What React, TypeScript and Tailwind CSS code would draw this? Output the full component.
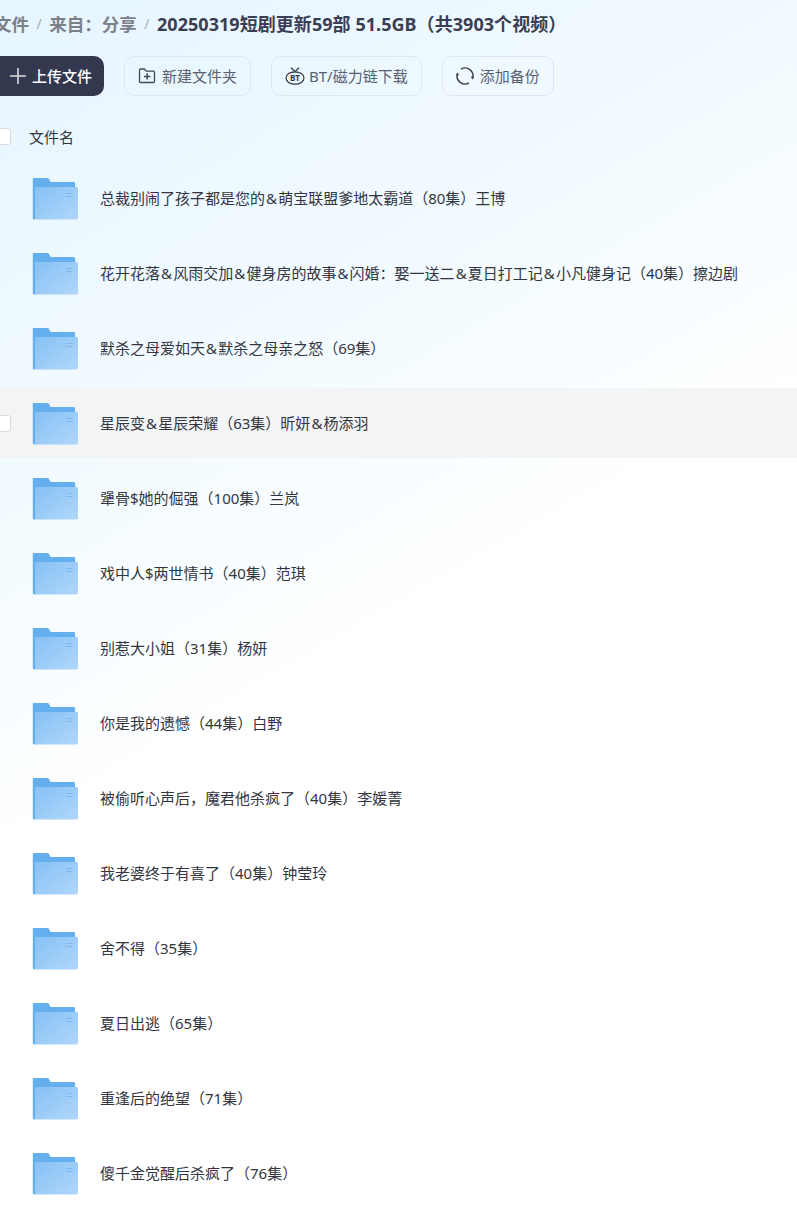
import React from 'react';

const files = [
  '总裁别闹了孩子都是您的&萌宝联盟爹地太霸道（80集）王博',
  '花开花落&风雨交加&健身房的故事&闪婚：娶一送二&夏日打工记&小凡健身记（40集）擦边剧',
  '默杀之母爱如天&默杀之母亲之怒（69集）',
  '星辰变&星辰荣耀（63集）昕妍&杨添羽',
  '犟骨$她的倔强（100集）兰岚',
  '戏中人$两世情书（40集）范琪',
  '别惹大小姐（31集）杨妍',
  '你是我的遗憾（44集）白野',
  '被偷听心声后，魔君他杀疯了（40集）李媛菁',
  '我老婆终于有喜了（40集）钟莹玲',
  '舍不得（35集）',
  '夏日出逃（65集）',
  '重逢后的绝望（71集）',
  '傻千金觉醒后杀疯了（76集）',
];

const FolderIcon = ({ id }: { id: number }) => (
  <svg width="46" height="42" viewBox="0 0 46 42" className="shrink-0">
    <defs>
      <linearGradient id={`front${id}`} x1="0" y1="0" x2="1" y2="1">
        <stop offset="0" stopColor="#86c1f4" />
        <stop offset="1" stopColor="#b0d7fb" />
      </linearGradient>
    </defs>
    <path d="M1.8 0h13.4c.9 0 1.4.4 1.8 1l1.6 3H41.5c1 0 1.6.6 1.6 1.6V12H3v29.4H2.4c-1 0-1.6-.6-1.6-1.6V1c0-.6.4-1 1-1z" fill="#65afee" />
    <path d="M3 9h41.4c.9 0 1.6.7 1.6 1.6v29.2c0 1-.6 1.6-1.6 1.6H3z" fill={`url(#front${id})`} />
    <rect x="34" y="15" width="6.5" height="1" fill="#7db9ef" />
    <rect x="34" y="18" width="6.5" height="1" fill="#7db9ef" />
  </svg>
);

const ToolButton = ({ icon, label }: { icon: React.ReactNode; label: string }) => (
  <button className="flex h-10 items-center gap-[6px] rounded-[10px] border border-[#dfe6ec] px-[13px] text-[15px] text-[#5b606e]">
    {icon}
    {label}
  </button>
);

export default function App() {
  return (
    <div
      className="h-[1221px] w-[797px] overflow-hidden bg-[linear-gradient(150deg,#e6f5ff_0%,#f3fbff_32%,#ffffff_52%)] text-[#33363f]"
      style={{ fontFamily: '"Noto Sans", "Noto Sans CJK SC", sans-serif' }}
    >
      <div className="-ml-[6px] flex h-[48px] items-center whitespace-nowrap text-[17.5px] font-bold text-[#7c8089]">
        <span>文件</span>
        <span className="mx-[7.5px] text-sm font-normal text-[#a9adb5]">/</span>
        <span>来自：分享</span>
        <span className="mx-[7.5px] text-sm font-normal text-[#a9adb5]">/</span>
        <span className="text-[18px] tracking-[0.05px] text-[#3a3e53]">20250319短剧更新59部 51.5GB（共3903个视频）</span>
      </div>

      <div className="mt-2 flex gap-5">
        <button className="-ml-[12px] flex h-10 w-[116px] items-center justify-end gap-[6px] rounded-[10px] bg-[#33384f] pr-3 text-[15px] font-medium text-white">
          <svg width="16" height="16" viewBox="0 0 16 16" stroke="#dcdee4" strokeWidth="1.6">
            <path d="M8 0v16M0 8h16" />
          </svg>
          上传文件
        </button>
        <ToolButton
          label="新建文件夹"
          icon={
            <svg width="18" height="16" viewBox="0 0 18 16" fill="none" stroke="#444852" strokeWidth="1.3">
              <path d="M1.5 2.2c0-.8.5-1.2 1.2-1.2h3.8l1.7 2.2h7.1c.8 0 1.2.5 1.2 1.2v9c0 .7-.4 1.1-1.2 1.1H2.7c-.7 0-1.2-.4-1.2-1.1z" />
              <path d="M9.2 5.2v6.4M6 8.4h6.4" strokeWidth="1.5" />
            </svg>
          }
        />
        <ToolButton
          label="BT/磁力链下载"
          icon={
            <svg width="20" height="18" viewBox="0 0 20 18" fill="none" stroke="#33363f" strokeWidth="1.2" className="-mr-[2px]">
              <ellipse cx="10" cy="11" rx="9" ry="6.2" />
              <path d="M6 .8 10 4.6 14 .8" />
              <text x="10" y="13.8" textAnchor="middle" fontSize="8" fontWeight="700" fill="#33363f" stroke="none">BT</text>
            </svg>
          }
        />
        <ToolButton
          label="添加备份"
          icon={
            <svg width="18" height="18" viewBox="0 0 18 18" fill="none" stroke="#3d414c" strokeWidth="1.4">
              <path d="M5 2.07A8 8 0 0 1 16.7 11.07" />
              <path d="M13 15.93A8 8 0 0 1 1.27 6.93" />
              <path d="M14.6 9.8 16.8 12.6 18 9.6z" fill="#3d414c" stroke="none" />
              <path d="M0 8.4 1.2 5.4 3.4 8.2z" fill="#3d414c" stroke="none" />
            </svg>
          }
        />
      </div>

      <div className="mt-[23px] flex h-9 items-center">
        <span className="-ml-[6px] -mt-[2px] h-[17px] w-[17px] rounded-[3px] border border-[#d9d9d9] bg-white" />
        <span className="ml-[18px] text-[15px] text-[#33363f]">文件名</span>
      </div>

      <div className="mt-[8px] flex flex-col gap-[5px]">
        {files.map((name, i) => (
          <div key={name} className={`relative flex h-[70px] items-center ${i === 3 ? 'bg-[#f3f4f6]' : ''}`}>
            {i === 3 && (
              <span className="absolute -left-[6px] top-[27px] h-[17px] w-[17px] rounded-[3px] border border-[#d9d9d9] bg-white" />
            )}
            <div className="ml-[32px] mt-[1px]">
              <FolderIcon id={i} />
            </div>
            <span className="ml-[22px] whitespace-nowrap text-[15px] text-[#33363f]">
              {name.split('&').map((part, j) => (
                <React.Fragment key={j}>
                  {j > 0 && <span className="px-[1.1px]">&amp;</span>}
                  {part}
                </React.Fragment>
              ))}
            </span>
          </div>
        ))}
      </div>
    </div>
  );
}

════════

Omit pictures; set down the rest of the material word for word.

> [The result]:
What React, TypeScript and Tailwind CSS code would draw this? Output the full component.
import React from 'react';

const files = [
  '总裁别闹了孩子都是您的&萌宝联盟爹地太霸道（80集）王博',
  '花开花落&风雨交加&健身房的故事&闪婚：娶一送二&夏日打工记&小凡健身记（40集）擦边剧',
  '默杀之母爱如天&默杀之母亲之怒（69集）',
  '星辰变&星辰荣耀（63集）昕妍&杨添羽',
  '犟骨$她的倔强（100集）兰岚',
  '戏中人$两世情书（40集）范琪',
  '别惹大小姐（31集）杨妍',
  '你是我的遗憾（44集）白野',
  '被偷听心声后，魔君他杀疯了（40集）李媛菁',
  '我老婆终于有喜了（40集）钟莹玲',
  '舍不得（35集）',
  '夏日出逃（65集）',
  '重逢后的绝望（71集）',
  '傻千金觉醒后杀疯了（76集）',
];

const FolderIcon = ({ id }: { id: number }) => (
  <svg width="46" height="42" viewBox="0 0 46 42" className="shrink-0">
    <defs>
      <linearGradient id={`front${id}`} x1="0" y1="0" x2="1" y2="1">
        <stop offset="0" stopColor="#86c1f4" />
        <stop offset="1" stopColor="#b0d7fb" />
      </linearGradient>
    </defs>
    <path d="M1.8 0h13.4c.9 0 1.4.4 1.8 1l1.6 3H41.5c1 0 1.6.6 1.6 1.6V12H3v29.4H2.4c-1 0-1.6-.6-1.6-1.6V1c0-.6.4-1 1-1z" fill="#65afee" />
    <path d="M3 9h41.4c.9 0 1.6.7 1.6 1.6v29.2c0 1-.6 1.6-1.6 1.6H3z" fill={`url(#front${id})`} />
    <rect x="34" y="15" width="6.5" height="1" fill="#7db9ef" />
    <rect x="34" y="18" width="6.5" height="1" fill="#7db9ef" />
  </svg>
);

const ToolButton = ({ icon, label }: { icon: React.ReactNode; label: string }) => (
  <button className="flex h-10 items-center gap-[6px] rounded-[10px] border border-[#dfe6ec] px-[13px] text-[15px] text-[#5b606e]">
    {icon}
    {label}
  </button>
);

export default function App() {
  return (
    <div
      className="h-[1221px] w-[797px] overflow-hidden bg-[linear-gradient(150deg,#e6f5ff_0%,#f3fbff_32%,#ffffff_52%)] text-[#33363f]"
      style={{ fontFamily: '"Noto Sans", "Noto Sans CJK SC", sans-serif' }}
    >
      <div className="-ml-[6px] flex h-[48px] items-center whitespace-nowrap text-[17.5px] font-bold text-[#7c8089]">
        <span>文件</span>
        <span className="mx-[7.5px] text-sm font-normal text-[#a9adb5]">/</span>
        <span>来自：分享</span>
        <span className="mx-[7.5px] text-sm font-normal text-[#a9adb5]">/</span>
        <span className="text-[18px] tracking-[0.05px] text-[#3a3e53]">20250319短剧更新59部 51.5GB（共3903个视频）</span>
      </div>

      <div className="mt-2 flex gap-5">
        <button className="-ml-[12px] flex h-10 w-[116px] items-center justify-end gap-[6px] rounded-[10px] bg-[#33384f] pr-3 text-[15px] font-medium text-white">
          <svg width="16" height="16" viewBox="0 0 16 16" stroke="#dcdee4" strokeWidth="1.6">
            <path d="M8 0v16M0 8h16" />
          </svg>
          上传文件
        </button>
        <ToolButton
          label="新建文件夹"
          icon={
            <svg width="18" height="16" viewBox="0 0 18 16" fill="none" stroke="#444852" strokeWidth="1.3">
              <path d="M1.5 2.2c0-.8.5-1.2 1.2-1.2h3.8l1.7 2.2h7.1c.8 0 1.2.5 1.2 1.2v9c0 .7-.4 1.1-1.2 1.1H2.7c-.7 0-1.2-.4-1.2-1.1z" />
              <path d="M9.2 5.2v6.4M6 8.4h6.4" strokeWidth="1.5" />
            </svg>
          }
        />
        <ToolButton
          label="BT/磁力链下载"
          icon={
            <svg width="20" height="18" viewBox="0 0 20 18" fill="none" stroke="#33363f" strokeWidth="1.2" className="-mr-[2px]">
              <ellipse cx="10" cy="11" rx="9" ry="6.2" />
              <path d="M6 .8 10 4.6 14 .8" />
              <text x="10" y="13.8" textAnchor="middle" fontSize="8" fontWeight="700" fill="#33363f" stroke="none">BT</text>
            </svg>
          }
        />
        <ToolButton
          label="添加备份"
          icon={
            <svg width="18" height="18" viewBox="0 0 18 18" fill="none" stroke="#3d414c" strokeWidth="1.4">
              <path d="M5 2.07A8 8 0 0 1 16.7 11.07" />
              <path d="M13 15.93A8 8 0 0 1 1.27 6.93" />
              <path d="M14.6 9.8 16.8 12.6 18 9.6z" fill="#3d414c" stroke="none" />
              <path d="M0 8.4 1.2 5.4 3.4 8.2z" fill="#3d414c" stroke="none" />
            </svg>
          }
        />
      </div>

      <div className="mt-[23px] flex h-9 items-center">
        <span className="-ml-[6px] -mt-[2px] h-[17px] w-[17px] rounded-[3px] border border-[#d9d9d9] bg-white" />
        <span className="ml-[18px] text-[15px] text-[#33363f]">文件名</span>
      </div>

      <div className="mt-[8px] flex flex-col gap-[5px]">
        {files.map((name, i) => (
          <div key={name} className={`relative flex h-[70px] items-center ${i === 3 ? 'bg-[#f3f4f6]' : ''}`}>
            {i === 3 && (
              <span className="absolute -left-[6px] top-[27px] h-[17px] w-[17px] rounded-[3px] border border-[#d9d9d9] bg-white" />
            )}
            <div className="ml-[32px] mt-[1px]">
              <FolderIcon id={i} />
            </div>
            <span className="ml-[22px] whitespace-nowrap text-[15px] text-[#33363f]">
              {name.split('&').map((part, j) => (
                <React.Fragment key={j}>
                  {j > 0 && <span className="px-[1.1px]">&amp;</span>}
                  {part}
                </React.Fragment>
              ))}
            </span>
          </div>
        ))}
      </div>
    </div>
  );
}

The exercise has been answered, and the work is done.